Dit aspect gaat over de invloed die de zender wil uitoefenen op de ontvanger.
Je zegt: "wat smaakte die taart heerlijk" en bedoelt: "geef mij nog maar een stukje". Je zegt: "ik vraag me af of we niet eens naar de teamsamenstelling moeten kijken" en bedoelt: "haal Piet toch uit het team”. Je zegt”: "draait er vanavond nog een leuke film?" en bedoelt: "ik wil vanavond met je naar de film". Als zender en ontvanger elkaar niet goed aanvoelen of geen open communicatie hebben, ontstaat er een raadspel om de juiste bedoelingen te achterhalen en dan gaat het vaak fout.
Een zender is zich vaak onvoldoende bewust van het appèl dat hij doet op de ontvanger.
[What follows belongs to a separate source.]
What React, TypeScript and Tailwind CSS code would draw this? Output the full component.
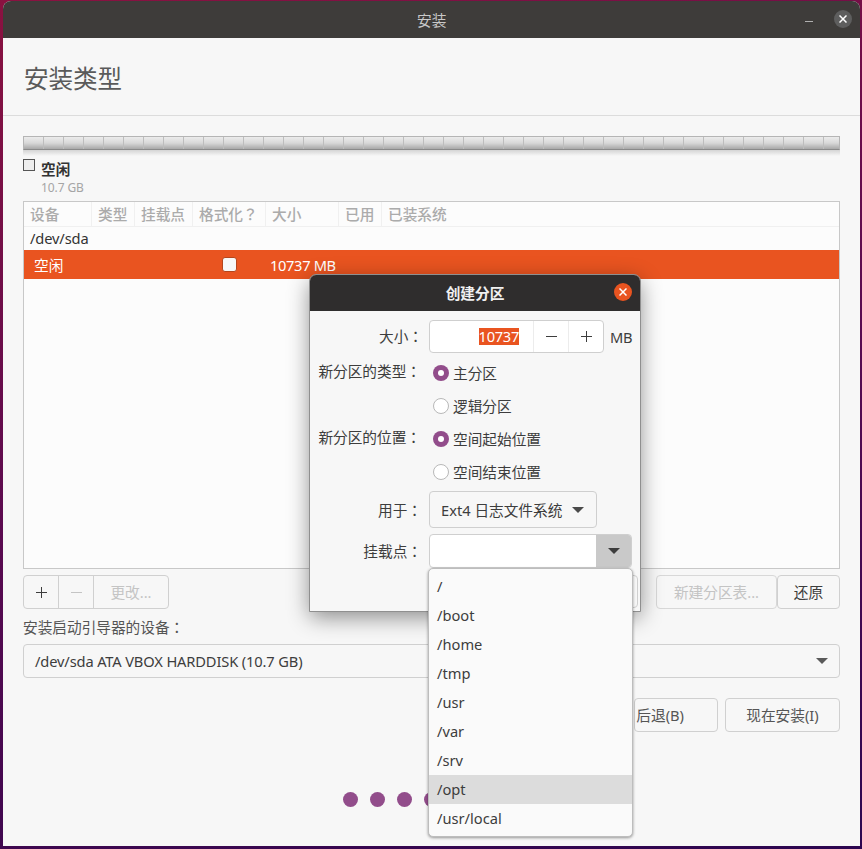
import React from "react";

const cjk = "font-['Noto_Sans','Noto_Sans_CJK_JP',sans-serif]";

const mountPoints = ["/", "/boot", "/home", "/tmp", "/usr", "/var", "/srv", "/opt", "/usr/local"];

const columns = [
    { name: "设备", width: "w-[68px]" },
    { name: "类型", width: "w-[43px]" },
    { name: "挂载点", width: "w-[58px]" },
    { name: "格式化？", width: "w-[73px]" },
    { name: "大小", width: "w-[73px]" },
    { name: "已用", width: "w-[43px]" },
    { name: "已装系统", width: "flex-1" },
];

const Arrow = ({ color = "#4a4a4a" }: { color?: string }) => (
    <svg width="12" height="6" viewBox="0 0 12 6">
        <path d="M0 0h12L6 6z" fill={color} />
    </svg>
);

const Plus = ({ color = "#3d3d3d" }: { color?: string }) => (
    <svg width="11" height="11" viewBox="0 0 11 11">
        <path d="M5.5 0v11M0 5.5h11" stroke={color} strokeWidth="1" />
    </svg>
);

const Minus = ({ color = "#3d3d3d" }: { color?: string }) => (
    <svg width="11" height="11" viewBox="0 0 11 11">
        <path d="M0 5.5h11" stroke={color} strokeWidth="1" />
    </svg>
);

const Cross = () => (
    <svg width="8" height="8" viewBox="0 0 8 8">
        <path d="M0.5 0.5l7 7M7.5 0.5l-7 7" stroke="#ffffff" strokeWidth="1.5" />
    </svg>
);

const Radio = ({ label, checked }: { label: string; checked?: boolean }) => (
    <div className="flex h-[33px] items-center pl-[4px]">
        {checked ? (
            <span className="flex h-[16px] w-[16px] items-center justify-center rounded-full bg-[#924d8b]">
                <span className="h-[6px] w-[6px] rounded-full bg-white" />
            </span>
        ) : (
            <span className="h-[16px] w-[16px] rounded-full border border-[#b8b8b8] bg-white" />
        )}
        <span className="ml-[4px]">{label}</span>
    </div>
);

const Label = ({ text, className = "" }: { text: string; className?: string }) => (
    <div className={`flex items-center justify-end ${className}`}>{text}</div>
);

export default function App() {
    return (
        <div className={`relative h-[849px] w-[862px] overflow-hidden bg-[linear-gradient(165deg,#8a1240_0%,#5a0a50_50%,#2c0650_100%)] pl-[3px] pt-[1px] text-[14.67px] text-[#3d3d3d] ${cjk}`}>
            {/* Main window */}
            <div className="flex h-[845px] w-[857px] flex-col rounded-t-[8px] bg-[#f7f7f7]">
                <div className="flex h-[37px] items-center rounded-t-[8px] bg-[#3e3c3a] pl-[414px] pr-[8px] text-[#c8c8c8]">
                    <span>安装</span>
                    <span className="ml-auto mr-[21px] mt-[4px] h-[1px] w-[8px] bg-[#b0b0b0]" />
                    <span className="mb-[1px] flex h-[18px] w-[18px] items-center justify-center rounded-full bg-[#5e5e5e]">
                        <Cross />
                    </span>
                </div>

                <div className="flex h-[78px] items-center border-b border-[#dcdcdc] pl-[21px] pt-[5px] text-[24.5px] text-[#5a5a5a]">
                    安装类型
                </div>

                <div className="flex flex-1 flex-col px-[20px] pt-[20px]">
                    {/* Partition bar */}
                    <div className="h-[14px] border border-[#b5b5b5] border-b-[#8a8a8a] bg-[repeating-linear-gradient(90deg,transparent_0,transparent_19px,#bdbdbd_19px,#bdbdbd_20px),linear-gradient(180deg,#ececec_0%,#d8d8d8_50%,#a8a8a8_100%)]" />
                    <div className="h-[6px] bg-[linear-gradient(180deg,#d4d4d4,#f7f7f7)]" />

                    <div className="mt-[4px] flex h-[20px] items-start">
                        <span className="mt-[-1px] h-[12px] w-[12px] border border-[#555555] bg-[#eeeeee]" />
                        <span className="ml-[6px] font-semibold leading-[18px] text-[#333333]">空闲</span>
                    </div>
                    <div className="ml-[18px] h-[21px] text-[12px] leading-[16px] tracking-[-0.1px] text-[#a5a5a5]">10.7 GB</div>

                    {/* Partition table */}
                    <div className="flex h-[368px] flex-col border border-[#c8c8c8] bg-[#fcfcfc]">
                        <div className="flex h-[25px] border-b border-[#f0f0f0] font-medium text-[#ababab]">
                            {columns.map((c) => (
                                <div key={c.name} className={`${c.width} flex items-center border-r border-[#f0f0f0] pl-[6px] last:border-r-0`}>
                                    {c.name}
                                </div>
                            ))}
                        </div>
                        <div className="flex h-[23px] items-center pb-[2px] pl-[6px] tracking-[-0.14px] text-[#333333]">/dev/sda</div>
                        <div className="flex h-[29px] items-center bg-[#e95420] text-white">
                            <span className="w-[198px] pl-[10px]">空闲</span>
                            <span className="mb-[1px] h-[15px] w-[15px] rounded-[3px] border border-[#b5451b] bg-[#f7f7f7]" />
                            <span className="ml-[33px] tracking-[-0.35px]">10737 MB</span>
                        </div>
                    </div>

                    {/* Toolbar */}
                    <div className="mt-[6px] flex h-[34px]">
                        <div className="flex rounded-[4px] border border-[#d0d0d0]">
                            <span className="flex w-[35px] items-center justify-center border-r border-[#d0d0d0]">
                                <Plus />
                            </span>
                            <span className="flex w-[35px] items-center justify-center border-r border-[#d0d0d0]">
                                <Minus color="#c4c4c4" />
                            </span>
                            <span className="flex w-[74px] items-center justify-center text-[#c4c4c4]">更改...</span>
                        </div>
                        <span className="ml-auto flex w-[121px] items-center justify-center rounded-[4px] border border-[#d8d8d8] text-[#c4c4c4]">
                            新建分区表...
                        </span>
                        <span className="flex w-[63px] items-center justify-center rounded-[4px] border border-[#d0d0d0]">还原</span>
                    </div>

                    <div className="mt-[9px] h-[26px] leading-[18px] text-[#555555]">安装启动引导器的设备：</div>

                    <div className="flex h-[34px] items-center justify-between rounded-[4px] border border-[#d0d0d0] pl-[11px] pr-[11px]">
                        <span className="mb-[1px] tracking-[-0.14px]">/dev/sda ATA VBOX HARDDISK (10.7 GB)</span>
                        <Arrow color="#5a5a5a" />
                    </div>

                    <div className="mt-[20px] flex h-[34px] justify-end gap-[7px]">
                        <span className="flex w-[84px] items-center justify-end rounded-[4px] border border-[#d0d0d0] pr-[33px] text-[#555555]">
                            <span className="whitespace-nowrap">后退(B)</span>
                        </span>
                        <span className="flex w-[115px] items-center justify-center rounded-[4px] border border-[#d0d0d0] text-[#555555]">现在安装(I)</span>
                    </div>

                    <div className="mt-[60px] flex justify-center gap-[12px]">
                        {[0, 1, 2, 3, 4, 5, 6].map((i) => (
                            <span key={i} className="h-[15px] w-[15px] rounded-full bg-[#924d8b]" />
                        ))}
                    </div>
                </div>
            </div>

            {/* Create partition dialog */}
            <div className="absolute left-[310px] top-[275px] flex h-[336px] w-[330px] flex-col rounded-t-[6px] bg-[#f7f7f7] shadow-[0_6px_22px_rgba(0,0,0,0.45)] outline outline-1 outline-[#8f8f8f]">
                <div className="relative flex h-[36px] items-center justify-center rounded-t-[6px] bg-[#2f2d2d] font-semibold text-[#f0f0f0]">
                    创建分区
                    <span className="absolute right-[8px] top-[8px] flex h-[18px] w-[18px] items-center justify-center rounded-full bg-[#e95420]">
                        <Cross />
                    </span>
                </div>
                <div className="grid grid-cols-[119px_1fr] pt-[9px]">
                    <Label text="大小：" className="h-[33px] pb-[1px] pr-[6px]" />
                    <div className="flex h-[33px] items-center">
                        <div className="flex h-[33px] w-[175px] rounded-[4px] border border-[#cfcfcf] bg-white">
                            <div className="flex flex-1 items-center justify-end pr-[14px]">
                                <span className="bg-[#e95420] leading-[17px] tracking-[-0.3px] text-white">10737</span>
                            </div>
                            <span className="flex w-[35px] items-center justify-center border-l border-[#ececec]">
                                <Minus />
                            </span>
                            <span className="flex w-[35px] items-center justify-center border-l border-[#ececec]">
                                <Plus />
                            </span>
                        </div>
                        <span className="ml-[6px] tracking-[-0.2px]">MB</span>
                    </div>

                    <Label text="新分区的类型：" className="mt-[3px] h-[33px] pb-[3px] pr-[8px]" />
                    <div className="mt-[3px]">
                        <Radio label="主分区" checked />
                    </div>
                    <div />
                    <Radio label="逻辑分区" />
                    <Label text="新分区的位置：" className="h-[33px] pb-[3px] pr-[8px]" />
                    <Radio label="空间起始位置" checked />
                    <div />
                    <Radio label="空间结束位置" />

                    <Label text="用于：" className="mt-[3px] h-[37px] pr-[7px]" />
                    <div className="mt-[3px] flex h-[37px] w-[168px] items-center justify-between rounded-[4px] border border-[#cfcfcf] pl-[11px] pr-[12px]">
                        <span className="whitespace-nowrap">Ext4 日志文件系统</span>
                        <Arrow />
                    </div>

                    <Label text="挂载点：" className="mt-[6px] h-[34px] pr-[7px]" />
                    <div className="mt-[6px] flex h-[34px] w-[203px] rounded-[4px] border border-[#cfcfcf] bg-white">
                        <div className="flex-1" />
                        <span className="flex w-[35px] items-center justify-center rounded-r-[3px] bg-[#c9c9c9]">
                            <Arrow color="#3d3d3d" />
                        </span>
                    </div>
                </div>
                <div className="mt-[7px] flex h-[33px] justify-end pr-[2px]">
                    <span className="w-[70px] rounded-[4px] border border-[#cfcfcf]" />
                </div>
            </div>

            {/* Mount point dropdown */}
            <div className="absolute left-[428px] top-[568px] flex h-[269px] w-[205px] flex-col rounded-[5px] border border-[#bdbdbd] bg-[#fafafa] pt-[3px] text-[#3d3d3d] shadow-[0_1px_3px_rgba(0,0,0,0.4)]">
                {mountPoints.map((m) => (
                    <div key={m} className={`flex h-[29px] shrink-0 items-center pb-[2px] pl-[8px] ${m === "/opt" ? "bg-[#dcdcdc]" : ""}`}>
                        {m}
                    </div>
                ))}
            </div>
        </div>
    );
}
Voor de zender is het belangrijk om te weten wat hij wil, dit duidelijk naar voren te brengen en de ontvanger de ruimte te geven om nee te zeggen.
Voor de ontvanger is het belangrijk om, als het appèl onduidelijk is, dit aan de orde te stellen: “begrijp ik hieruit dat jij wilt dat ik….”? Het kan ook directer: “wat verwacht je nu van me?”.
Hoop dat ik je een beetje heb kunnen helpen.